Hoping to discover what was up, I tried to run the senator to earth at Glaucus' gym, which we both patronised, but Camillus Verus was not there.

A day later we were all settled at Tibur. Frontinus was staying with patrician friends in a lavishly equipped villa which had stunning views. Helena and I had rented a little farm down on the plain, just a couple of outbuildings attached to a rustic dwelling. We installed Petro in bachelor lodgings above the shack where the winepress would operate if there was one, while his aunt shared a corridor with us. Sedina had insisted on coming along to continue nursing her darling.

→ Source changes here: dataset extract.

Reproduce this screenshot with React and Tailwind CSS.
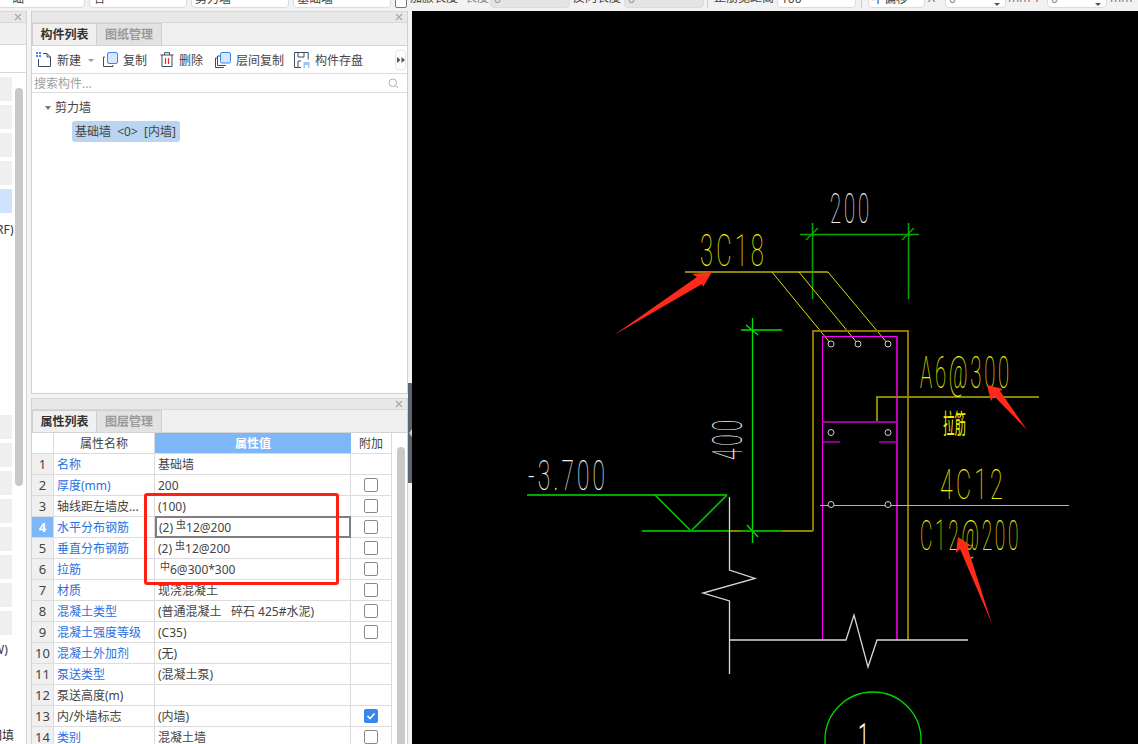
import React from "react";

const Tabs = ({ a, b }) => (
  <div className="flex h-[23px] shrink-0 border-b border-[#d4d4d4] bg-[#f0f0f0]">
    <div className="flex w-[65px] items-center justify-center border border-b-0 border-[#cfcfcf] bg-[#f0f0f0] font-bold text-[#333]">{a}</div>
    <div className="flex w-[65px] items-center justify-center border border-l-0 border-b-0 border-[#cfcfcf] bg-[#e2e2e2] font-bold text-[#999]">{b}</div>
  </div>
);

const Close = () => (
  <div className="flex h-[12px] shrink-0 items-center justify-end border-y border-[#d8d8d8] bg-[#e8e8e8] pr-[4px]">
    <svg width="8" height="8" viewBox="0 0 8 8"><path d="M1 1l6 6M7 1L1 7" stroke="#a8a8a8" strokeWidth="1.2" /></svg>
  </div>
);

const IconNew = () => (
  <svg width="16" height="16" viewBox="0 0 16 16" fill="none">
    <path d="M2.5 7v7.5h12V5L11 1.5H7" stroke="#3d4c5f" />
    <path d="M11 1.5V5h3.5" stroke="#3d4c5f" />
    <path d="M0 0h2v2H0zM3 0h2v2H3zM0 3h2v2H0zM3 3h2v2H3z" fill="#3a86f0" />
  </svg>
);
const IconCopy = () => (
  <svg width="16" height="16" viewBox="0 0 16 16" fill="none">
    <path d="M3 5H1.500v9.500h9.500V13" stroke="#3d4c5f" />
    <rect x="5.500" y="0.500" width="10" height="11" rx="1.500" fill="#d6e7ff" stroke="#3a86f0" />
  </svg>
);
const IconTrash = () => (
  <svg width="14" height="15" viewBox="0 0 14 15" fill="none">
    <path d="M.5 3h13M4.500 3V.7h5V3M2 3v11.500h10V3" stroke="#3d4c5f" />
    <path d="M5.500 6v6M8.500 6v6" stroke="#e0301e" strokeWidth="1.200" />
  </svg>
);
const IconLayer = () => (
  <svg width="16" height="16" viewBox="0 0 16 16" fill="none">
    <path d="M3 6H.5v9.500H9M5 4H2.500v9.500H11" stroke="#3d4c5f" />
    <rect x="5.500" y="0.500" width="10" height="10.500" rx="1.500" fill="#d6e7ff" stroke="#3a86f0" />
  </svg>
);
const IconSave = () => (
  <svg width="16" height="16" viewBox="0 0 16 16" fill="none">
    <path d="M7 15.500H.5V.5h13.700v7" stroke="#3d4c5f" />
    <path d="M4 .5v4.500h6V.5M4 15V9h3" stroke="#3d4c5f" />
    <rect x="9.500" y="10" width="6" height="6" fill="#9cc5f8" />
    <rect x="11" y="13" width="3" height="3" fill="#fff" />
  </svg>
);

const Tool = ({ icon, label, className }) => (
  <div className={"flex items-center gap-[5px] " + className}>
    {icon}
    <span className="pt-[2px]">{label}</span>
  </div>
);

const Field = ({ className, children, caret }) => (
  <div className={"relative h-[24px] shrink-0 overflow-hidden rounded-[4px] border border-[#dcdcdc] px-[3px] leading-[27px] " + className}>
    {children}
    {caret && <span className="absolute bottom-[1px] right-[5px] h-0 w-0 border-x-[3px] border-t-[3px] border-x-transparent border-t-[#555]" />}
  </div>
);

const Lbl = ({ className, children }) => (
  <span className={"h-[24px] shrink-0 overflow-hidden whitespace-nowrap leading-[27px] " + className}>{children}</span>
);

const TopBar = () => (
  <div className="flex h-[11px] shrink-0 items-end overflow-hidden bg-[#f2f2f2] pb-[3px] text-[#444]">
    <Field className="-ml-[2px] w-[87px] bg-white text-right pr-[60px]">础层</Field>
    <Field className="ml-[4px] w-[98px] bg-white">名</Field>
    <Field className="ml-[4px] w-[98px] bg-white">剪力墙</Field>
    <Field className="ml-[4px] w-[98px] bg-white">基础墙</Field>
    <div className="ml-[4px] h-[14px] w-[12px] shrink-0 rounded-[2px] border border-[#777] bg-white" />
    <Lbl className="ml-[3px] w-[55px]">加腋长度</Lbl>
    <Lbl className="w-[25px] text-[#888]">长度</Lbl>
    <Field className="w-[80px] bg-[#e4e4e4] text-[#999]">0</Field>
    <Lbl className="ml-[3px] w-[51px]">反向长度</Lbl>
    <Field className="w-[80px] bg-[#e4e4e4] text-[#999]">0</Field>
    <div className="ml-[3px] h-[24px] w-px shrink-0 bg-[#ccc]" />
    <Lbl className="ml-[6px] w-[63px]">正筋宽距离</Lbl>
    <Field className="w-[79px] bg-white">100</Field>
    <div className="ml-[5px] h-[24px] w-px shrink-0 bg-[#ccc]" />
    <Field className="ml-[6px] w-[57px] bg-white">不偏移</Field>
    <Lbl className="ml-[3px] w-[17px] text-[#777]">X</Lbl>
    <Field caret className="w-[61px] bg-white text-[#888]">0</Field>
    <Lbl className="ml-[2px] w-[39px] text-[#777]">mm Y</Lbl>
    <Field caret className="w-[60px] bg-white text-[#888]">0</Field>
    <Lbl className="ml-[3px] text-[#777]">mm</Lbl>
  </div>
);

const Cells = ({ n, blue }) => (
  <div className="flex flex-col gap-[4px]">
    {Array.from({ length: n }).map((_, i) => (
      <div key={i} className={"h-[24px] w-[12px] " + (blue && i === n - 1 ? "bg-[#cfe3fd]" : "bg-[#efefef]")} />
    ))}
  </div>
);

const LeftPanel = () => (
  <div className="flex w-[27px] shrink-0 flex-col overflow-hidden border-r border-[#d4d4d4] bg-white">
    <Close />
    <div className="h-[22px] shrink-0 border-b border-[#d8d8d8] bg-[#f0f0f0]" />
    <div className="h-[28px] shrink-0 border-b border-[#d8d8d8]" />
    <div className="relative flex-1">
      <div className="pt-[4px]">
        <Cells n={5} blue />
        <div className="mt-[8px] h-[18px] text-[#333] leading-[18px] -ml-[8px] whitespace-nowrap">[RF)</div>
        <div className="mt-[176px]"><Cells n={8} /></div>
        <div className="mt-[6px] h-[18px] -ml-[7px] leading-[18px] text-[#333]">W)</div>
        <div className="mt-[68px] -ml-[10px] whitespace-nowrap text-[#333]">回填</div>
      </div>
      <div className="absolute left-[15px] top-[15px] h-[398px] w-[8px] rounded-[4px] bg-[#c9c9c9]" />
    </div>
  </div>
);

const ComponentPanel = () => (
  <div className="flex h-[383px] shrink-0 flex-col border-x border-b border-[#d0d0d0] bg-white">
    <Close />
    <Tabs a="构件列表" b="图纸管理" />
    <div className="flex h-[28px] shrink-0 items-center border-b border-[#dcdcdc] pl-[4px] text-[#444]">
      <Tool icon={<IconNew />} label="新建" className="" />
      <span className="ml-[7px] mt-[1px] h-0 w-0 border-x-[3px] border-t-[3px] border-x-transparent border-t-[#999]" />
      <Tool icon={<IconCopy />} label="复制" className="ml-[8px]" />
      <Tool icon={<IconTrash />} label="删除" className="ml-[13px]" />
      <Tool icon={<IconLayer />} label="层间复制" className="ml-[12px]" />
      <Tool icon={<IconSave />} label="构件存盘" className="ml-[10px]" />
      <div className="ml-auto mr-[1px] flex h-[20px] w-[11px] items-center justify-center rounded-[3px] border border-[#e6e6e6]">
        <svg width="8" height="6" viewBox="0 0 8 6"><path d="M0 0l3.500 3L0 6zM4.500 0L8 3 4.500 6z" fill="#555" /></svg>
      </div>
    </div>
    <div className="flex h-[19px] shrink-0 items-center justify-between border-b border-[#dcdcdc] pl-[2px] pr-[8px] text-[#a0a0a0]">
      <span className="pt-[2px]">搜索构件...</span>
      <svg width="11" height="11" viewBox="0 0 11 11" fill="none"><circle cx="4.800" cy="4.800" r="3.800" stroke="#b0b0b0" /><path d="M7.600 7.600L10 10" stroke="#b0b0b0" /></svg>
    </div>
    <div className="flex-1 pl-[13px] pt-[4px] text-[#444]">
      <div className="flex h-[21px] items-center">
        <span className="h-0 w-0 border-x-[3px] border-t-[4px] border-x-transparent border-t-[#777]" />
        <span className="ml-[4px]">剪力墙</span>
      </div>
      <div className="ml-[27px] mt-[3px] h-[21px] w-[108px] rounded-[3px] bg-[#bad5f1] px-[3px] leading-[22px] whitespace-pre">基础墙  &lt;0&gt;  [内墙]</div>
    </div>
  </div>
);

const SymWide = () => <span className="ml-[3px] align-[4px] text-[10px] leading-none">虫</span>;
const SymMid = () => <span className="ml-[2px] align-[4px] text-[10px] leading-none">中</span>;

const rows = [
  ["1", "名称", true, "基础墙", null],
  ["2", "厚度(mm)", true, "200", false],
  ["3", "轴线距左墙皮...", false, "(100)", false],
  ["4", "水平分布钢筋", true, <>(2)<SymWide />12@200</>, false],
  ["5", "垂直分布钢筋", true, <>(2)<SymWide />12@200</>, false],
  ["6", "拉筋", true, <><SymMid />6@300*300</>, false],
  ["7", "材质", true, "现浇混凝土", false],
  ["8", "混凝土类型", true, "(普通混凝土   碎石 425#水泥)", false],
  ["9", "混凝土强度等级", true, "(C35)", false],
  ["10", "混凝土外加剂", true, "(无)", null],
  ["11", "泵送类型", true, "(混凝土泵)", null],
  ["12", "泵送高度(m)", false, "", null],
  ["13", "内/外墙标志", false, "(内墙)", true],
  ["14", "类别", true, "混凝土墙", false],
];

const Check = ({ v }) => {
  if (v === null) return null;
  if (v)
    return (
      <div className="flex h-[14px] w-[14px] items-center justify-center rounded-[2px] bg-[#3b86ee]">
        <svg width="10" height="10" viewBox="0 0 10 10" fill="none"><path d="M1.500 5l2.500 2.500L8.500 2.500" stroke="#fff" strokeWidth="1.600" /></svg>
      </div>
    );
  return <div className="h-[14px] w-[14px] rounded-[2px] border border-[#8a8a8a] bg-white" />;
};

const PropRow = ({ r }) => {
  const active = r[0] === "4";
  return (
    <div className="flex h-[21px] shrink-0 border-b border-[#dcdcdc]">
      <div className={"flex w-[22px] shrink-0 items-center justify-center border-r border-[#dcdcdc] pt-[1px] text-[13px] " + (active ? "bg-[#7db7f7] font-bold text-white" : "bg-[#f0f0f0] text-[#444]")}>{r[0]}</div>
      <div className={"flex w-[101px] shrink-0 items-center whitespace-nowrap border-r border-[#dcdcdc] pl-[3px] pt-[2px] " + (r[2] ? "text-[#2a6fe0]" : "text-[#444]")}>{r[1]}</div>
      <div className={"w-[196px] shrink-0 whitespace-pre text-[#444] " + (active ? "-my-px border-2 border-[#7f7f7f] pl-[2px] leading-[19px]" : "border-r border-[#dcdcdc] pl-[3px] leading-[22px]")}>{r[3]}</div>
      <div className="flex flex-1 items-center justify-center border-r border-[#dcdcdc]"><Check v={r[4]} /></div>
    </div>
  );
};

const PropertyPanel = () => (
  <div className="mt-[4px] flex min-h-0 flex-1 flex-col overflow-hidden border-x border-[#d0d0d0] bg-white">
    <Close />
    <Tabs a="属性列表" b="图层管理" />
    <div className="flex min-h-0 flex-1">
      <div className="flex w-[360px] shrink-0 flex-col">
        <div className="flex h-[21px] shrink-0 border-b border-[#dcdcdc]">
          <div className="w-[22px] shrink-0 border-r border-[#dcdcdc]" />
          <div className="flex w-[101px] shrink-0 items-center justify-center border-r border-[#dcdcdc] pt-[2px] text-[#444]">属性名称</div>
          <div className="flex w-[196px] shrink-0 items-center justify-center bg-[#7db7f7] pt-[2px] font-bold text-white">属性值</div>
          <div className="flex flex-1 items-center justify-center border-r border-[#dcdcdc] pt-[2px] text-[#444]">附加</div>
        </div>
        {rows.map((r) => <PropRow key={r[0]} r={r} />)}
      </div>
      <div className="flex-1 pl-[5px] pt-[14px]">
        <div className="h-[320px] w-[8px] rounded-[4px] bg-[#c9c9c9]" />
      </div>
    </div>
  </div>
);

const CadText = ({ x, y, w, size, fill, children, rotate, weight = 100, family = "Roboto", spacing = 6 }) => (
  <text
    x={x}
    y={y}
    fill={fill}
    fontSize={size}
    fontWeight={weight}
    fontFamily={family + ", sans-serif"}
    letterSpacing={spacing}
    textLength={w}
    lengthAdjust="spacingAndGlyphs"
    transform={rotate ? `rotate(${rotate} ${x} ${y})` : undefined}
  >
    {children}
  </text>
);

const Dot = ({ x, y }) => <circle cx={x} cy={y} r="3" fill="#000" stroke="#d0d0d0" strokeWidth="1" />;

const Drawing = () => {
  const Y = "#f0f000";
  const OL = "#888800";
  const BR = "#927400";
  const GD = "#00a800";
  const GB = "#00e000";
  const W = "#f0f0f0";
  const MG = "#ff00ff";
  const DM = "#a000a0";
  const RED = "#ff2a1a";
  return (
    <svg className="block h-full w-full" viewBox="412 11 726 733" preserveAspectRatio="none" fill="none">
      {/* dimension 200 */}
      <path d="M800 234.500H919M812.500 223V299M908.500 223V299M806 240L818 228M902 240L914 228" stroke={GD} strokeWidth="1.500" />
      <path d="M685 272H828" stroke={OL} strokeWidth="2" />
      <path d="M772 272L831 344M799 272L858 344M828 272L888 344" stroke="#e0e000" strokeWidth="1" />
      {/* body */}
      <path d="M813 531V331H908V640" stroke={BR} strokeWidth="2" />
      <path d="M822.500 640V336.500H896.500" stroke={MG} strokeWidth="1" />
      <path d="M897 336V640" stroke={MG} strokeWidth="1.500" />
      <path d="M822 422H897" stroke={DM} strokeWidth="2" />
      <path d="M822 442H840M879 442H897" stroke="#b000b0" strokeWidth="1.500" />
      <path d="M877 421V397H1039" stroke={OL} strokeWidth="2" />
      <path d="M820 505.500H1069" stroke="#c8c800" strokeWidth="1.200" />
      <Dot x={831} y={344} /><Dot x={858} y={344} /><Dot x={888} y={344} />
      <Dot x={831} y={432.5} /><Dot x={888} y={432.5} />
      <Dot x={831} y={504.5} /><Dot x={888} y={504.5} />
      {/* dimension 400 */}
      <path d="M752.500 318V543M741 330H782M746 325L758 335M747 525L758 537" stroke={GB} strokeWidth="1.300" />
      {/* level mark */}
      <path d="M527 495H727" stroke={GD} strokeWidth="2" />
      <path d="M655 495L691 531L727 495" stroke="#00cc00" strokeWidth="1.500" />
      <path d="M642 531H729" stroke={GD} strokeWidth="2" />
      <path d="M729 531H741M782 531H813" stroke={OL} strokeWidth="2" />
      <path d="M741 531H782" stroke={GD} strokeWidth="2" />
      {/* break lines */}
      <path d="M729.500 497V570L755 578.500L703 593L729.500 601V674" stroke="#d8d8d8" strokeWidth="1.300" />
      <path d="M729 640H846L854 615L868 667L877 640H968" stroke="#d8d8d8" strokeWidth="1.300" />
      <circle cx="873" cy="740" r="48" stroke="#00d800" strokeWidth="1.300" />
      {/* CAD texts */}
      <CadText x={830} y={223} w={42} size={43} fill={W}>200</CadText>
      <CadText x={700} y={266} w={67} size={44} fill={Y}>3C18</CadText>
      <CadText x={920} y={388} w={92} size={44} fill={Y}>A6@300</CadText>
      <CadText x={943} y={434} w={23} size={27} fill={Y} weight={400} family="'Noto Sans CJK SC'" spacing={0}>拉筋</CadText>
      <CadText x={940} y={499} w={66} size={43} fill={Y}>4C12</CadText>
      <CadText x={920} y={550} w={101} size={43} fill={Y}>C12@200</CadText>
      <CadText x={528} y={490} w={80} size={43} fill={W}>-3.700</CadText>
      <CadText x={742} y={460} w={43} size={43} fill={W} rotate={-90}>400</CadText>
      <CadText x={858} y={753} w={11} size={43} fill="#ffffff" weight={300} spacing={0}>1</CadText>
      {/* red arrows */}
      <path d="M712 272L703 287L702 284L614 335L697 277L692 274Z" fill={RED} />
      <path d="M987 385L1003 389L1000 391L1027 430L994 396L991 401Z" fill={RED} />
      <path d="M958 537L972 546L967 546L992 624L960 549L956 553Z" fill={RED} />
    </svg>
  );
};

export default function App() {
  return (
    <div className="relative flex h-[744px] w-[1138px] flex-col overflow-hidden bg-[#f4f4f4] font-['Noto_Sans','Noto_Sans_CJK_SC',sans-serif] text-[12px]">
      <TopBar />
      <div className="flex min-h-0 flex-1">
        <LeftPanel />
        <div className="w-[4px] shrink-0" />
        <div className="flex w-[377px] shrink-0 flex-col">
          <ComponentPanel />
          <PropertyPanel />
        </div>
        <div className="w-[4px] shrink-0">
          <div className="mt-[372px] flex h-[100px] items-center justify-center bg-[#5b6670]">
            <span className="h-0 w-0 border-y-[4px] border-r-[3px] border-y-transparent border-r-[#c8c8c8]" />
          </div>
        </div>
        <div className="min-w-0 flex-1 bg-black">
          <Drawing />
        </div>
      </div>
      <div className="absolute left-[144px] top-[493px] h-[92px] w-[195px] rounded-[3px] border-[3px] border-[#ff2013]" />
    </div>
  );
}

Petronius was livid, but there was nothing he could do. So much for his romantic aspirations. He was to be pampered, fussed over – and supervised.

'This is a dump, Falco.'

'You chose to come. Still, I agree. We could probably buy this place for not much more than we're paying in rent.' Disastrous words.

'That's a good idea,' said Helena, coming upon us unexpectedly. 'We can start your Portfolio of Italian land, ready for when you decide to qualify for a higher rank. Then we can show off talking about "our summer residence at Tibur".'

I was alarmed. 'Is that what you want?'

'Oh, I want what you want, Marcus Didius.' Helena smiled wickedly. She hadn't answered the question, as she well knew.

She looked more at ease and less weary already than she had been in Rome, so I spoke less grumpily than I intended. 'Even to annoy my sister Junia with her fancy aspirations, I won't invest good money in anywhere as pitiful as this -'

'It's good land, my lad,' reported Petro's waddling aunt, coming in with a bundle of limp greenery in her shawl. "There are wonderful nettles all over the back; I'm just going to conjure up a nice pan of soup for us all.' Like all townswomen, Auntie Sedina loved to come to the Campagna so she could demonstrate her domestic skills by producing dubious dishes from ghastly ingredients that would be shunned with shrieks of terror by the country-born.

Buying a patch of six-foot-high wild nettles in the faint hope of becoming an equestrian sounded about my level of ambition. Only an idiot would do it. Nobody lived down here on the flat. It was unhealthy and dingy. Anyone with taste and money acquired a minor Palace on a plot surrounded by topiary among the picturesque crags over which the river Anio tumbled in a dramatic cascade.

The Anio was the pretty waterway into which, according to Bolanus, some local madman habitually threw dissected human body parts.